:: Data ::
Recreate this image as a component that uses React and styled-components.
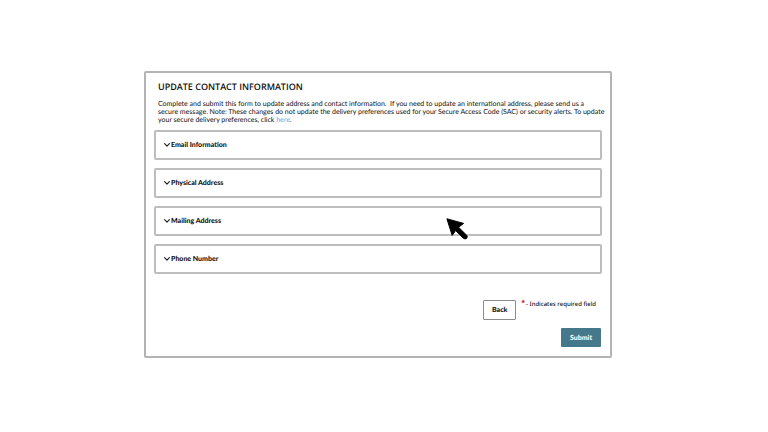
import React, { useState } from "react";
import styled, { createGlobalStyle } from "styled-components";

const GlobalStyle = createGlobalStyle`
  * { box-sizing: border-box; }
  body {
    margin: 0;
    background: #ffffff;
    color: #111111;
    font-family: "Open Sans", "Noto Sans", sans-serif;
    text-rendering: geometricPrecision;
  }
`;

const Page = styled.main`
  padding: 71px 156px 71px 144px;
`;

const Panel = styled.form`
  position: relative;
  padding: 8px;
  border: 2px solid #b3b3b3;
  border-radius: 2px;
`;

const Intro = styled.header`
  margin-right: -6px;
  padding: 0 0 6px 4px;
`;

const Title = styled.h1`
  margin: 0 0 7px;
  font-size: 9px;
  line-height: 12px;
  font-weight: 600;
`;

const Text = styled.p`
  margin: 0;
  font: 400 7px/8px Lato, "Open Sans", sans-serif;
  white-space: pre-wrap;
`;

const Link = styled.a`
  color: #45b8e6;
  text-decoration: none;
`;

const Sections = styled.div`
  display: flex;
  flex-direction: column;
  gap: 8px;
`;

const SectionButton = styled.button`
  display: flex;
  align-items: center;
  gap: 1px;
  width: 100%;
  height: 30px;
  padding: 0 8px;
  border: 2px solid #bdbdbd;
  border-radius: 2px;
  background: #ffffff;
  color: #111111;
  font: 900 7px/10px Lato, "Open Sans", sans-serif;
  text-rendering: inherit;
  text-align: left;
`;

const ChevronIcon = styled.svg`
  width: 6px;
  height: 6px;
  fill: none;
  stroke: #1c1c1c;
  stroke-width: 1.1;
  stroke-linecap: round;
  stroke-linejoin: round;
`;

const Footer = styled.footer`
  display: flex;
  flex-direction: column;
  align-items: flex-end;
  gap: 8px;
  padding: 26px 1px 1px;
`;

const FooterRow = styled.div`
  display: flex;
  align-items: flex-start;
  gap: 5px;
  padding-right: 5px;
`;

const Note = styled.p`
  display: flex;
  gap: 1px;
  margin: 0;
  font: 500 6px/8px "Noto Sans", "Open Sans", sans-serif;
`;

const Button = styled.button`
  width: ${(p) => (p.$primary ? "40px" : "33px")};
  height: ${(p) => (p.$primary ? "19px" : "20px")};
  padding: 0;
  border: ${(p) => (p.$primary ? "0" : "1px solid #8c8c8c")};
  border-radius: 1px;
  background: ${(p) => (p.$primary ? "#46788c" : "#ffffff")};
  color: ${(p) => (p.$primary ? "#ffffff" : "#111111")};
  font: 900 7px/10px Lato, "Open Sans", sans-serif;
  text-rendering: inherit;
`;

const Asterisk = styled.span`
  color: #c8202f;
  font-size: 7px;
  font-weight: 700;
`;

const Pointer = styled.svg`
  position: absolute;
  top: 145px;
  left: 300px;
  width: 23px;
  height: 23px;
  pointer-events: none;
`;

const SECTIONS = ["Email Information", "Physical Address", "Mailing Address", "Phone Number"];

function Section({ label }) {
  const [open, setOpen] = useState(false);
  return (
    <SectionButton type="button" aria-expanded={open} onClick={() => setOpen(!open)}>
      <ChevronIcon viewBox="0 0 6 6" aria-hidden="true">
        <path d="M0.6 1.7 3 4.2 5.4 1.7" />
      </ChevronIcon>
      {label}
    </SectionButton>
  );
}

export default function App() {
  return (
    <>
      <GlobalStyle />
      <Page>
        <Panel onSubmit={(e) => e.preventDefault()}>
          <Intro>
            <Title>UPDATE CONTACT INFORMATION</Title>
            <Text>
              {"Complete and submit this form to update address and contact information.  If you need to update an international address, please send us a\nsecure message. Note: These changes do not update the delivery preferences used for your Secure Access Code (SAC) or security alerts. To update\nyour secure delivery preferences, click "}
              <Link href="#preferences">here</Link>.
            </Text>
          </Intro>
          <Sections>
            {SECTIONS.map((label) => (
              <Section key={label} label={label} />
            ))}
          </Sections>
          <Footer>
            <FooterRow>
              <Button type="button">Back</Button>
              <Note>
                <Asterisk>*</Asterisk>
                <span>- Indicates required field</span>
              </Note>
            </FooterRow>
            <Button type="submit" $primary>Submit</Button>
          </Footer>
          <Pointer viewBox="0 0 23 23" aria-hidden="true">
            <path
              d="M0.9 0.8 17.6 5.4 12.6 9.3 20.6 17.2 Q22 19 20.6 20.4 Q19 21.5 17.3 20.2 L9.6 12.6 6.2 17.4Z"
              fill="#000000"
              stroke="#000000"
              strokeWidth="1"
              strokeLinejoin="round"
            />
          </Pointer>
        </Panel>
      </Page>
    </>
  );
}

:: Task requirements ::
Using the data above, write out every line exactly, leaving the images behind.

:: Result of the exercise ::
Recreate this image as a component that uses React and styled-components.
import React, { useState } from "react";
import styled, { createGlobalStyle } from "styled-components";

const GlobalStyle = createGlobalStyle`
  * { box-sizing: border-box; }
  body {
    margin: 0;
    background: #ffffff;
    color: #111111;
    font-family: "Open Sans", "Noto Sans", sans-serif;
    text-rendering: geometricPrecision;
  }
`;

const Page = styled.main`
  padding: 71px 156px 71px 144px;
`;

const Panel = styled.form`
  position: relative;
  padding: 8px;
  border: 2px solid #b3b3b3;
  border-radius: 2px;
`;

const Intro = styled.header`
  margin-right: -6px;
  padding: 0 0 6px 4px;
`;

const Title = styled.h1`
  margin: 0 0 7px;
  font-size: 9px;
  line-height: 12px;
  font-weight: 600;
`;

const Text = styled.p`
  margin: 0;
  font: 400 7px/8px Lato, "Open Sans", sans-serif;
  white-space: pre-wrap;
`;

const Link = styled.a`
  color: #45b8e6;
  text-decoration: none;
`;

const Sections = styled.div`
  display: flex;
  flex-direction: column;
  gap: 8px;
`;

const SectionButton = styled.button`
  display: flex;
  align-items: center;
  gap: 1px;
  width: 100%;
  height: 30px;
  padding: 0 8px;
  border: 2px solid #bdbdbd;
  border-radius: 2px;
  background: #ffffff;
  color: #111111;
  font: 900 7px/10px Lato, "Open Sans", sans-serif;
  text-rendering: inherit;
  text-align: left;
`;

const ChevronIcon = styled.svg`
  width: 6px;
  height: 6px;
  fill: none;
  stroke: #1c1c1c;
  stroke-width: 1.1;
  stroke-linecap: round;
  stroke-linejoin: round;
`;

const Footer = styled.footer`
  display: flex;
  flex-direction: column;
  align-items: flex-end;
  gap: 8px;
  padding: 26px 1px 1px;
`;

const FooterRow = styled.div`
  display: flex;
  align-items: flex-start;
  gap: 5px;
  padding-right: 5px;
`;

const Note = styled.p`
  display: flex;
  gap: 1px;
  margin: 0;
  font: 500 6px/8px "Noto Sans", "Open Sans", sans-serif;
`;

const Button = styled.button`
  width: ${(p) => (p.$primary ? "40px" : "33px")};
  height: ${(p) => (p.$primary ? "19px" : "20px")};
  padding: 0;
  border: ${(p) => (p.$primary ? "0" : "1px solid #8c8c8c")};
  border-radius: 1px;
  background: ${(p) => (p.$primary ? "#46788c" : "#ffffff")};
  color: ${(p) => (p.$primary ? "#ffffff" : "#111111")};
  font: 900 7px/10px Lato, "Open Sans", sans-serif;
  text-rendering: inherit;
`;

const Asterisk = styled.span`
  color: #c8202f;
  font-size: 7px;
  font-weight: 700;
`;

const Pointer = styled.svg`
  position: absolute;
  top: 145px;
  left: 300px;
  width: 23px;
  height: 23px;
  pointer-events: none;
`;

const SECTIONS = ["Email Information", "Physical Address", "Mailing Address", "Phone Number"];

function Section({ label }) {
  const [open, setOpen] = useState(false);
  return (
    <SectionButton type="button" aria-expanded={open} onClick={() => setOpen(!open)}>
      <ChevronIcon viewBox="0 0 6 6" aria-hidden="true">
        <path d="M0.6 1.7 3 4.2 5.4 1.7" />
      </ChevronIcon>
      {label}
    </SectionButton>
  );
}

export default function App() {
  return (
    <>
      <GlobalStyle />
      <Page>
        <Panel onSubmit={(e) => e.preventDefault()}>
          <Intro>
            <Title>UPDATE CONTACT INFORMATION</Title>
            <Text>
              {"Complete and submit this form to update address and contact information.  If you need to update an international address, please send us a\nsecure message. Note: These changes do not update the delivery preferences used for your Secure Access Code (SAC) or security alerts. To update\nyour secure delivery preferences, click "}
              <Link href="#preferences">here</Link>.
            </Text>
          </Intro>
          <Sections>
            {SECTIONS.map((label) => (
              <Section key={label} label={label} />
            ))}
          </Sections>
          <Footer>
            <FooterRow>
              <Button type="button">Back</Button>
              <Note>
                <Asterisk>*</Asterisk>
                <span>- Indicates required field</span>
              </Note>
            </FooterRow>
            <Button type="submit" $primary>Submit</Button>
          </Footer>
          <Pointer viewBox="0 0 23 23" aria-hidden="true">
            <path
              d="M0.9 0.8 17.6 5.4 12.6 9.3 20.6 17.2 Q22 19 20.6 20.4 Q19 21.5 17.3 20.2 L9.6 12.6 6.2 17.4Z"
              fill="#000000"
              stroke="#000000"
              strokeWidth="1"
              strokeLinejoin="round"
            />
          </Pointer>
        </Panel>
      </Page>
    </>
  );
}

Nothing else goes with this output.